The reading strategy that I emphasize during this time is that readers usually do not read a non fiction from cover to cover.  The text features allow you to read parts of the book and still get a good understanding of the topic.

If you are interested in looking at the booklets I created contact me.  I'm happy to share.  I've just noticed that Ruby Tuesday Books has other titles.  I will have to check them out!

The Library Doors - Toni Buzzeo

Some read aloud sessions are better than others.  I've written before about my quest to entertain the Kindergarten classes.  This book I found soon after I started in the library and I have used it every year since. 

It is a book which explains a library very similar to our school.  There are parts that I leave out, but the thing that I love is that I sing it to the kids.  The tune is 'The Wheels on the Bus' which they already know.  By the end they are singing along with me.

It is a great introduction to what happens in a library.  We talk about being quiet, looking for books and of course, opening the covers to 'READ, READ, READ!'

It's a September kind of book.

Lifetime - The Amazing Numbers in Animal Lives - Lola M Schaefer

This is a book full of treasures!
Kids LOVE books about animals.  Animal books are the most used and abused books in the library.  I'm always looking for and buying new ones because they are constantly being signed out.  This will be a very popular book for my animals lovers who enjoy a bit of math too.  There is a group of kids in every class who thrive on non fiction.  This is a book for them.  'Lifetime' is full of intriguing facts that I never knew before.  There's a math connection too.  It explains average to kids in an easy to understand way.

Apart from reading this book for pleasure, this book would be a great way to introduce an animal inquiry.  I have done animal inquiries with a few groups.  Instead of the generic things that 'teachers' often asked students to find out about animals (habitat, food...) students are free to find out things that THEY want to know.

After your student's animal inquiry projects are done, make a class book.  I love class books - they are a way to celebrate learning and an easy culminating task.  Each student can be responsible for a page about their animal.  On this page they will include the MOST interesting facts they discovered.

I Dreamt...A book about hope - Gabriela Olmos

This beautiful book can be used around Remembrance Day but for so many other things as well.  As I was reading I thought about a scenario where kids may be talking about war, guns and drugs and seeming insensitive.  This would be a beautiful addition to a serious conversation. 

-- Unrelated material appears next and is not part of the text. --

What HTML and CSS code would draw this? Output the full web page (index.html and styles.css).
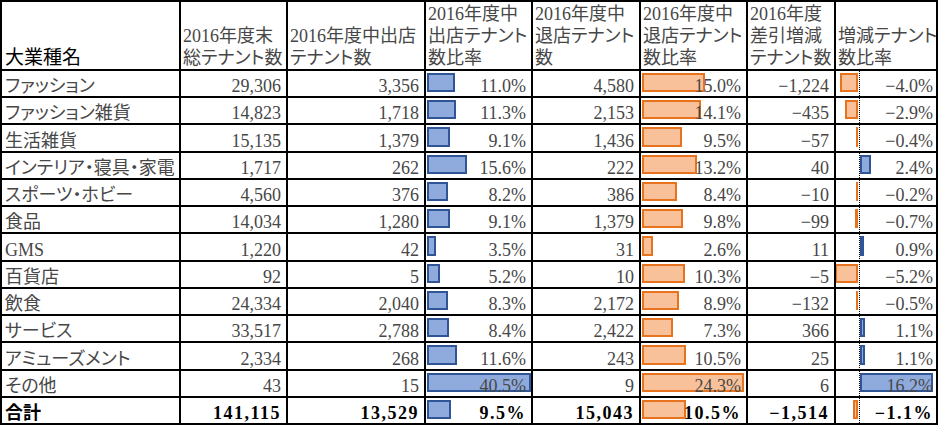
FILE: index.html
```html
<!DOCTYPE html>
<html lang="ja">
<head>
<meta charset="utf-8">
<title>大業種別テナント数</title>
<link rel="stylesheet" href="styles.css">
</head>
<body>
<div class="sheet">
  <div class="c h name-h">大業種名</div>
  <div class="c h">2016年度末<br>総テナント数</div>
  <div class="c h">2016年度中出店<br>テナント数</div>
  <div class="c h">2016年度中<br>出店テナント<br>数比率</div>
  <div class="c h">2016年度中<br>退店テナント<br>数</div>
  <div class="c h">2016年度中<br>退店テナント<br>数比率</div>
  <div class="c h">2016年度<br>差引増減<br>テナント数</div>
  <div class="c h">増減テナント<br>数比率</div>

  <div class="c">ファッション</div>
  <div class="c num">29,306</div>
  <div class="c num">3,356</div>
  <div class="c num"><span class="bar blue" style="width:28px"></span><span class="v">11.0%</span></div>
  <div class="c num">4,580</div>
  <div class="c num"><span class="bar orange" style="width:63px"></span><span class="v">15.0%</span></div>
  <div class="c num">−1,224</div>
  <div class="c num last axis"><span class="bar neg" style="width:18px"></span><span class="v">−4.0%</span></div>

  <div class="c">ファッション雑貨</div>
  <div class="c num">14,823</div>
  <div class="c num">1,718</div>
  <div class="c num"><span class="bar blue" style="width:29px"></span><span class="v">11.3%</span></div>
  <div class="c num">2,153</div>
  <div class="c num"><span class="bar orange" style="width:59px"></span><span class="v">14.1%</span></div>
  <div class="c num">−435</div>
  <div class="c num last axis"><span class="bar neg" style="width:13px"></span><span class="v">−2.9%</span></div>

  <div class="c">生活雑貨</div>
  <div class="c num">15,135</div>
  <div class="c num">1,379</div>
  <div class="c num"><span class="bar blue" style="width:23px"></span><span class="v">9.1%</span></div>
  <div class="c num">1,436</div>
  <div class="c num"><span class="bar orange" style="width:40px"></span><span class="v">9.5%</span></div>
  <div class="c num">−57</div>
  <div class="c num last axis"><span class="bar neg" style="width:2px"></span><span class="v">−0.4%</span></div>

  <div class="c">インテリア・寝具・家電</div>
  <div class="c num">1,717</div>
  <div class="c num">262</div>
  <div class="c num"><span class="bar blue" style="width:40px"></span><span class="v">15.6%</span></div>
  <div class="c num">222</div>
  <div class="c num"><span class="bar orange" style="width:55px"></span><span class="v">13.2%</span></div>
  <div class="c num">40</div>
  <div class="c num last axis"><span class="bar pos" style="width:11px"></span><span class="v">2.4%</span></div>

  <div class="c">スポーツ・ホビー</div>
  <div class="c num">4,560</div>
  <div class="c num">376</div>
  <div class="c num"><span class="bar blue" style="width:21px"></span><span class="v">8.2%</span></div>
  <div class="c num">386</div>
  <div class="c num"><span class="bar orange" style="width:35px"></span><span class="v">8.4%</span></div>
  <div class="c num">−10</div>
  <div class="c num last axis"><span class="bar neg" style="width:2px"></span><span class="v">−0.2%</span></div>

  <div class="c">食品</div>
  <div class="c num">14,034</div>
  <div class="c num">1,280</div>
  <div class="c num"><span class="bar blue" style="width:23px"></span><span class="v">9.1%</span></div>
  <div class="c num">1,379</div>
  <div class="c num"><span class="bar orange" style="width:41px"></span><span class="v">9.8%</span></div>
  <div class="c num">−99</div>
  <div class="c num last axis"><span class="bar neg" style="width:3px"></span><span class="v">−0.7%</span></div>

  <div class="c">GMS</div>
  <div class="c num">1,220</div>
  <div class="c num">42</div>
  <div class="c num"><span class="bar blue" style="width:9px"></span><span class="v">3.5%</span></div>
  <div class="c num">31</div>
  <div class="c num"><span class="bar orange" style="width:11px"></span><span class="v">2.6%</span></div>
  <div class="c num">11</div>
  <div class="c num last axis"><span class="bar pos" style="width:4px"></span><span class="v">0.9%</span></div>

  <div class="c">百貨店</div>
  <div class="c num">92</div>
  <div class="c num">5</div>
  <div class="c num"><span class="bar blue" style="width:13px"></span><span class="v">5.2%</span></div>
  <div class="c num">10</div>
  <div class="c num"><span class="bar orange" style="width:43px"></span><span class="v">10.3%</span></div>
  <div class="c num">−5</div>
  <div class="c num last axis"><span class="bar neg" style="width:23px"></span><span class="v">−5.2%</span></div>

  <div class="c">飲食</div>
  <div class="c num">24,334</div>
  <div class="c num">2,040</div>
  <div class="c num"><span class="bar blue" style="width:21px"></span><span class="v">8.3%</span></div>
  <div class="c num">2,172</div>
  <div class="c num"><span class="bar orange" style="width:37px"></span><span class="v">8.9%</span></div>
  <div class="c num">−132</div>
  <div class="c num last axis"><span class="bar neg" style="width:2px"></span><span class="v">−0.5%</span></div>

  <div class="c">サービス</div>
  <div class="c num">33,517</div>
  <div class="c num">2,788</div>
  <div class="c num"><span class="bar blue" style="width:22px"></span><span class="v">8.4%</span></div>
  <div class="c num">2,422</div>
  <div class="c num"><span class="bar orange" style="width:31px"></span><span class="v">7.3%</span></div>
  <div class="c num">366</div>
  <div class="c num last axis"><span class="bar pos" style="width:5px"></span><span class="v">1.1%</span></div>

  <div class="c">アミューズメント</div>
  <div class="c num">2,334</div>
  <div class="c num">268</div>
  <div class="c num"><span class="bar blue" style="width:30px"></span><span class="v">11.6%</span></div>
  <div class="c num">243</div>
  <div class="c num"><span class="bar orange" style="width:44px"></span><span class="v">10.5%</span></div>
  <div class="c num">25</div>
  <div class="c num last axis"><span class="bar pos" style="width:5px"></span><span class="v">1.1%</span></div>

  <div class="c">その他</div>
  <div class="c num">43</div>
  <div class="c num">15</div>
  <div class="c num"><span class="bar blue" style="width:104px"></span><span class="v">40.5%</span></div>
  <div class="c num">9</div>
  <div class="c num"><span class="bar orange" style="width:102px"></span><span class="v">24.3%</span></div>
  <div class="c num">6</div>
  <div class="c num last axis"><span class="bar pos" style="width:73px"></span><span class="v">16.2%</span></div>

  <div class="c tot-name">合計</div>
  <div class="c num tot">141,115</div>
  <div class="c num tot">13,529</div>
  <div class="c num tot"><span class="bar blue" style="width:24px"></span><span class="v">9.5%</span></div>
  <div class="c num tot">15,043</div>
  <div class="c num tot"><span class="bar orange" style="width:44px"></span><span class="v">10.5%</span></div>
  <div class="c num tot">−1,514</div>
  <div class="c num tot last axis"><span class="bar neg" style="width:5px"></span><span class="v">−1.1%</span></div>
</div>
</body>
</html>
```
FILE: styles.css
```css
html, body {
  margin: 0;
  padding: 0;
  background: #ffffff;
}

.sheet {
  display: grid;
  grid-template-columns: 177px 105px 136px 105px 106px 105px 86px 100px;
  grid-template-rows: 67px repeat(13, 1fr);
  gap: 2px;
  padding: 2px;
  width: 938px;
  height: 425px;
  box-sizing: border-box;
  background: #000000;
  font-family: "Liberation Serif", "Noto Sans CJK JP", serif;
  font-size: 18px;
  line-height: 20px;
  color: #474747;
  font-feature-settings: "palt";
}

.c {
  background: #ffffff;
  display: flex;
  flex-direction: column;
  justify-content: flex-end;
  padding: 0 5px 0 3px;
  position: relative;
  white-space: nowrap;
  overflow: hidden;
}

.h {
  line-height: 22px;
  padding: 0 0 0 2px;
}

.name-h {
  color: #000000;
  font-size: 19px;
  padding-left: 3px;
}

.num {
  text-align: right;
}

.last {
  padding-right: 3px;
}

.tot {
  color: #000000;
  font-weight: bold;
  letter-spacing: 1.5px;
}

.tot-name {
  color: #000000;
  font-weight: bold;
}

.bar {
  position: absolute;
  top: 2px;
  bottom: 4px;
}

.blue {
  left: 1px;
  background: #8faadc;
  box-shadow: inset 0 0 0 2px #2f5597;
}

.orange {
  left: 1px;
  background: #f8c19a;
  box-shadow: inset 0 0 0 2px #e8731f;
}

.axis::before {
  content: "";
  position: absolute;
  left: 23px;
  top: 0;
  bottom: 0;
  width: 1px;
  background: repeating-linear-gradient(to bottom, #000000 0, #000000 1px, transparent 1px, transparent 2px);
}

.neg {
  right: 78px;
  background: #f8c19a;
  box-shadow: inset 0 0 0 2px #e8731f;
}

.pos {
  left: 24px;
  background: #8faadc;
  box-shadow: inset 0 0 0 2px #2f5597;
}

.v {
  position: relative;
}
```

The book was created by Mexican artists as a fundraiser for the IBBY Fund for Children in Crisis.  Bibliotherapy is when books and reading is used to help children who have lived through wars, civil conflicts and natural disasters.  Using their reading they think and talk about their experiences.  Children who have not know disaster would also benefit from learning how children other than themselves use literature to cope.

You could use this book for an art project.  They could recreate or create their own work based on what they read.  The use of font style can be discussed for their own artwork and how the font style affects the feeling of the illustrations.

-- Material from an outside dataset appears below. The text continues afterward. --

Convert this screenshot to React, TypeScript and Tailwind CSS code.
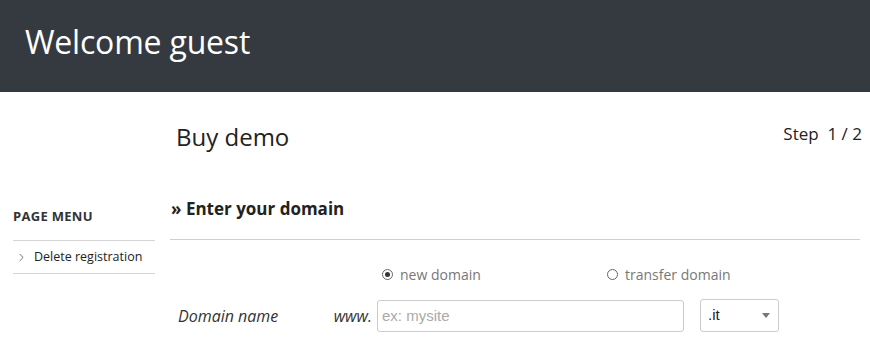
import { ChevronRight } from 'lucide-react';

const font = { fontFamily: '"Open Sans", "Noto Sans", sans-serif' };
const arial = { fontFamily: '"Liberation Sans", Arial, sans-serif' };

function SideMenu() {
  return (
    <aside className="w-[155px] shrink-0 pl-[13px] pt-[114px]">
      <h3 className="text-[13px] font-bold uppercase tracking-[0.3px] text-[#333] leading-[20px]">Page menu</h3>
      <ul className="mt-[14px] border-t border-[#d5d5d5]">
        <li className="flex h-[33px] items-center gap-[6px] border-b border-[#d5d5d5] pl-[2px] text-[12.5px] text-[#222]">
          <ChevronRight className="h-[13px] w-[13px] text-[#555]" strokeWidth={1.5} />
          <span>Delete registration</span>
        </li>
      </ul>
    </aside>
  );
}

function Radio({ checked, label }: { checked?: boolean; label: string }) {
  return (
    <label className="flex items-center gap-[7px] text-[14px] text-[#777]">
      <span className="flex h-[11px] w-[11px] items-center justify-center rounded-full border border-[#666]">
        {checked && <span className="h-[5px] w-[5px] rounded-full bg-[#333]" />}
      </span>
      {label}
    </label>
  );
}

export default function App() {
  return (
    <div className="w-[870px] h-[354px] overflow-hidden bg-white" style={font}>
      <header className="flex h-[92px] items-center bg-[#343a40] px-[25px] pb-[9px]">
        <h1 className="text-[32px] font-normal text-white tracking-[-0.2px]">Welcome guest</h1>
      </header>

      <div className="flex">
        <SideMenu />
        <main className="flex-1 pl-[15px] pr-[8px]">
          <div className="flex items-start justify-between pt-[27px]">
            <h2 className="pl-[6px] text-[24px] leading-[36px] text-[#222]">Buy demo</h2>
            <div className="pt-[2px] text-[17px] text-[#222]">Step&nbsp; 1 / 2</div>
          </div>

          <h3 className="mt-[42px] pl-[1px] text-[17px] font-bold leading-[24px] text-[#222]">» Enter your domain</h3>
          <div className="mt-[18px] mr-[2px] border-t border-[#cfcfcf]" />

          <div className="mt-[24px] flex pl-[212px]">
            <div className="w-[225px]">
              <Radio checked label="new domain" />
            </div>
            <Radio label="transfer domain" />
          </div>

          <div className="mt-[14px] flex items-center">
            <span className="w-[151px] pl-[8px] text-[16px] italic text-[#333]">Domain name</span>
            <span className="w-[56px] pr-[5px] text-right text-[16px] italic text-[#333]">www.</span>
            <input
              className="h-[32px] w-[307px] rounded-[3px] border border-[#ccc] px-[4px] text-[15px] text-[#333] placeholder:text-[#aaa] outline-none"
              style={arial}
              placeholder="ex: mysite"
            />
            <div
              className="ml-[16px] flex h-[33px] w-[79px] items-center justify-between rounded-[3px] border border-[#ccc] pl-[7px] pr-[8px] text-[15px] text-[#222]"
              style={arial}
            >
              <span>.it</span>
              <span className="h-0 w-0 border-x-[4px] border-t-[5px] border-x-transparent border-t-[#777]" />
            </div>
          </div>
        </main>
      </div>
    </div>
  );
}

There are some hugely moving quotes that can be taken from this book and used individually.  I believe students can do a reading response from lines such as:

'I dreamt...that danger could be cut into confetti if only you could find the right pair of scissors.'
Oh my.
How about...
'When I woke up I remembered that for many kids life is more of a nightmare than a sweet dream.'

Where the  discussion can lead is dependent on how the students respond to statements such as these.

I love this book.

Monday, August 15, 2016

An Infidel in Paradise - S.J. Laidlaw

This book was free.  I got it at a book sale my first year as a Teacher-Librarian.  I remember reading the back and thinking it sounded good.  It was catalogued and onto the shelf it went.  I remember seeing it from time to time and thinking 'too bad no one will give it a chance'.  I do believe a big part of my job is seeking out those books that no one tries, giving them a try and sharing them with my young readers.  Summer reading marathons came and went and then this Spring I had a parent volunteer go through YA books that have not been signed out since I've come to the library.  'An Infidel in Paradise' was among the group on the outs.  I felt sad for this Canadian novel.  I refused to get rid of it without it being read.  I vowed to read it this summer.

So glad I did.  If I need to talk about abandoning books, I also need to spend some time talking to kids about giving books a chance.  It's ok to abandon, but some books just need a chance.

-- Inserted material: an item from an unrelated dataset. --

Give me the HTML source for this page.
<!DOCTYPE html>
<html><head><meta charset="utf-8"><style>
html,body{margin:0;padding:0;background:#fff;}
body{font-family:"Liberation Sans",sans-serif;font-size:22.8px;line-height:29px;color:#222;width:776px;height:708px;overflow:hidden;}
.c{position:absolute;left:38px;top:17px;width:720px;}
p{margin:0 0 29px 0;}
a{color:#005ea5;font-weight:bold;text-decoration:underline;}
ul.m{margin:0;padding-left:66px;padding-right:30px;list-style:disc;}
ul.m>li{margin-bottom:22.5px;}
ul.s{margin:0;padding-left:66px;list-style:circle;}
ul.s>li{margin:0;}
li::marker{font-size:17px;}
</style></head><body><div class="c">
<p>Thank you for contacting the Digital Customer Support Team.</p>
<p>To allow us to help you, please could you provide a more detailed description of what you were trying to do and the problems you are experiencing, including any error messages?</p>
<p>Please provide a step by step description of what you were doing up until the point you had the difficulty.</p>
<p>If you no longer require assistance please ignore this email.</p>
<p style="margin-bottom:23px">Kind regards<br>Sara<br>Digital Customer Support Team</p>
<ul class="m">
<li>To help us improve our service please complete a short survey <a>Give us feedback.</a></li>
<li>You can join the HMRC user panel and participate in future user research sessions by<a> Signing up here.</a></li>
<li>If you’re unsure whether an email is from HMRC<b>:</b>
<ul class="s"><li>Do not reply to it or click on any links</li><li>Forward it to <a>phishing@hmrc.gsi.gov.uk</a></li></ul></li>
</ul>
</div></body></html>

I've been on a fascination train with all things India.  Pakistan (Paradise) is another setting that I enjoy.  I'm trying to figure out why I enjoy the suffering of these harsh settings.  Is it so far removed from life in the west?  Does the fascination come from learning about a culture that is beautiful, steeped in tradition and one I know little of?  Probably.

Emma in this book is a Canadian who is trying to make sense of Pakistan.  I can empathize with her - I would have made the same blunders she experiences and has to live down.  Also, her family is in disarray.  Family turmoil and dealing with cultural differences are of the themes in this great Canadian novel.

Give it a CHANCE!

The Selection Series - Kiera Cass - Update

Loved it, No wonder young teens love it too.  I bought the next series where Maxon and America have a daughter and she picks her mate in the Selection.  I haven't read that yet.  After 3 books, I was done with this storyline.  I may return to it one day, but I wanted to make sure I had the next part of the story in the library.  Funny that in the Hunger Games, I felt like I was done with it by the last book.  Both these series could be two books instead of 3, in my opinion.

Kudos, to Kiera Cass though!  I was going to abandon 'The Selection' early on.  It was totally worth it to stick it out.

A great idea for a plot line that appeals to teens who will love the Bachelor-style competition, and the characters have enough depth for the discerning reader.  A good summer read!